In the past, the high volume of changes and customer restrictions meant they found it hard to keep pace and ensure that each customer was running the latest version of the applications and database. This situation often led to problems when upgrading their applications to a new version since they couldn’t always rely on the database schema being at a particular known version.
In the past, updates to the data model were often performed as SQL scripts in a certain version of the application. The subsequent deployment of these changes to all copies of the database meant a lot of error-prone manual scripting which in turn led to having to rely on extra support from developers.
A “small change”, carefully performed as an ‘uncontrolled release’ by support or a developer under time pressure, could have disastrous consequences later on. If, for example, a consultant might add an index to one particular database on site in order to solve a quick performance problem for a customer-specific export, but this change was not recorded. A while later, a data type might need to be expanded from an INT to a BIGINT, because a field that records the size of data in Kbytes now needs to record the size of more than 2TB of data. An update / migration script would be created based on the current database as scripted out as the production version, but it wouldn’t contain that index. The customer would either lose their performance-gain from the index, or worse, the entire migration script might fail because of the existence of related objects.

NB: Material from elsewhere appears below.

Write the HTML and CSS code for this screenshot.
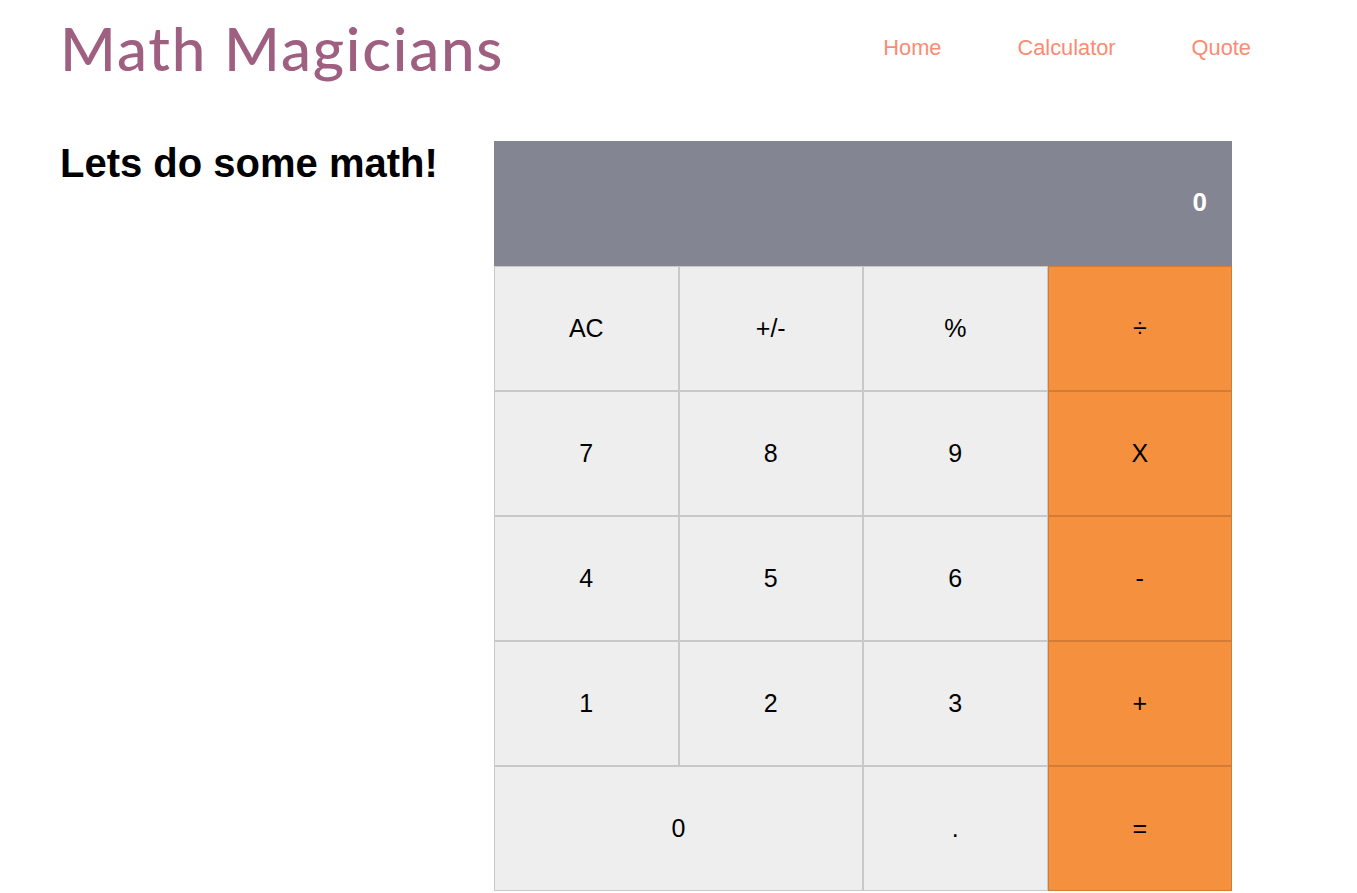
FILE: index.html
```html
<!DOCTYPE html>
<html lang="en">
<head>
<meta charset="utf-8">
<title>Math Magicians</title>
<link rel="stylesheet" href="styles.css">
</head>
<body>
<header class="header">
  <h1 class="logo">Math Magicians</h1>
  <nav class="nav">
    <a class="nav-link" href="#">Home</a>
    <a class="nav-link" href="#">Calculator</a>
    <a class="nav-link" href="#">Quote</a>
  </nav>
</header>
<main class="main">
  <h2 class="intro">Lets do some math!</h2>
  <div class="calc">
    <div class="display">0</div>
    <button class="key">AC</button>
    <button class="key">+/-</button>
    <button class="key">%</button>
    <button class="key op">÷</button>
    <button class="key">7</button>
    <button class="key">8</button>
    <button class="key">9</button>
    <button class="key op">X</button>
    <button class="key">4</button>
    <button class="key">5</button>
    <button class="key">6</button>
    <button class="key op">-</button>
    <button class="key">1</button>
    <button class="key">2</button>
    <button class="key">3</button>
    <button class="key op">+</button>
    <button class="key wide">0</button>
    <button class="key">.</button>
    <button class="key op">=</button>
  </div>
</main>
</body>
</html>
```
FILE: styles.css
```css
* { box-sizing: border-box; }
html, body { margin: 0; padding: 0; background: #fff; }
body { font-family: "Liberation Sans", Arial, sans-serif; color: #000; }

.header {
  display: flex;
  align-items: center;
  justify-content: space-between;
  padding: 0 106px 0 60px;
  height: 96px;
}
.logo {
  margin: 0;
  font-family: Lato, "Noto Sans", sans-serif;
  font-weight: 500;
  font-size: 60px;
  color: #9e5f80;
  line-height: 1;
  letter-spacing: 1.8px;
}
.nav {
  display: flex;
  gap: 76px;
  margin-top: 0;
}
.nav-link {
  font-size: 21.8px;
  color: #fa8b73;
  text-decoration: none;
}

.main {
  display: flex;
  align-items: flex-start;
  padding-left: 60px;
  gap: 58px;
  margin-top: 45px;
}
.intro {
  margin: 0;
  font-size: 40px;
  font-weight: bold;
  line-height: 1;
  padding-top: 2px;
  width: 376px;
  white-space: nowrap;
}
.calc {
  display: grid;
  grid-template-columns: repeat(4, 184.5px);
  grid-template-rows: repeat(6, 125px);
}
.display {
  grid-column: 1 / 5;
  background: #848592;
  color: #fff;
  font-weight: bold;
  font-size: 26px;
  display: flex;
  align-items: center;
  justify-content: flex-end;
  padding: 0 25px 2px 0;
}
.key {
  font-family: "Liberation Sans", Arial, sans-serif;
  font-size: 25px;
  color: #000;
  background: #eeeeee;
  border: 1px solid #c8c8c8;
  margin: 0;
  padding: 0;
}
.key.op {
  background: #f5913e;
  border-color: #d27c36;
}
.key.wide { grid-column: span 2; }
```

Without a lot of care and vigilance, minor changes by one team could break a feature for another.
Upgrades were made more difficult by the size of the database. The production database contains around 325 tables and 3300 columns. A handful of those tables are in the multi-hundred-million rows, but tended to range from 50 million to a few hundred million records. When possible, the size of the database is reduced by horizontal partitioning – spreading customers over different databases when no global reporting is needed. This allows the databases to still be manageable and maintainable within a short timeframe.
They realized that they needed a precise database versioning system, and to change the way they developed new versions so as to minimize these problems.
Introducing database versioning
The biggest challenges they faced were in transforming a multitude of different and un-versioned databases to a single design where the database version was identifiable by Calvi’s applications so they could always ensure compatibility
The first step towards solving this was to start working with a ‘model’ version of the database, so all new copies of that database had at least the first base. Next was the task of migrating the installed databases from their current unknown version to one that was at a numbered version. Red Gate’s SQL Compare played a huge role in this by helping to synchronize the code.
From then on, each and every database change has been scripted out, carefully filtered, and placed in a numbered migration script that makes the change from a particular version to another, and finally, as the last step, updates a version table within the system to hold the current version of the database.
This is a very safe way to ensure database version reliability, but requires disciplined work. It requires some effort to maintain 100%.
Adopting source control and Agile processes
Calvi now use a Scrum process supported by TFS for their software changes. The database changes for a sprint are scripted near the end of each sprint as a pre-release script (or set of scripts).
The QA department run these consolidated scripts on the latest version of the database and do their testing on that version. The development teams also get this latest version so they integrate their database with changes from the other teams.
Currently, with many of the teams working on overlapping table changes, master / domain data and stored procedures, it has become increasingly important to have help from the right tools to save time and improve quality.
Calvi use SQL Source Control to maintain the development model database and generate final scripts from rapid development and performance tuning. In the current process it’s not 100% implemented in their development teams yet. The final functional check is used in manually checking the incoming scripts on each sprint release and performing those on the version database under source control.
Michael Stoop believes that this type of tool is much easier to work with than those source control systems that merely check in SQL scripts or compare static data models:
‘For a proper SQL database versioning process, there’s really no alternative to SQL Source Control.
You need a dynamic system that works without bothering you with problems on checking in. It’s frustrating for developers to have to script each and every change.
Developers tend to occasionally make table changes by drop-creating them, which is very risky on a production system. Fortunately that’s something SQL Source Control eliminates by only working with the delta of the final form a table gets.’
With the new development culture in place, Calvi have found it much easier to exploit the value of third-party tools. For example, they now use SQL Doc 2 to generate documentations on new parts of the data model, so their developers and quality teams have documentation available to them quickly, without having to spend weeks on writing it up or worse – developers having to do all sorts of assumptions on functionality based on table and column names.
SQL Compare has been a lifesaver for them in going from unknown to known versions of the many installed databases. There had previously been some manual work attached to it, but nowadays the process is pretty much seamless. In a sense, it has become less essential now because its use, as part of the development process, has more or less been replaced by the disciplined use of a SQL versioning process though it still gets used occasionally when a database version has been “corrupted”; in other words where someone made changes and forgot to make scripts. Other tools get well-used: SQL Dependency Tracker 2: helps quickly investigate what a change to a table, UDF of stored procedure would imply for the other teams and developers: SQL Data Generator 2 is used to load up tables for heavy performance tuning and load testing. Their system admins and DBAs also use SQL Backup Pro.
As Calvi has grown as an organization, they’ve established a professional attitude towards SQL version management. They are planning to make more changes to this process to aid the QA department, testers and web developers with database changes, as well as support them with continuous integration. SQL Deployment Manager will probably be used here.
Michael Stoop, a database developer at Calvi has the final word:
‘By having a more effective database development process, we decrease the number of iterations needed for development and testing. Additionally, with a solid database development process – supported by the Red Gate tools, we’ve drastically cut down on the number of bugs in the datamodel. This allows the development team to focus on development of new and better products.’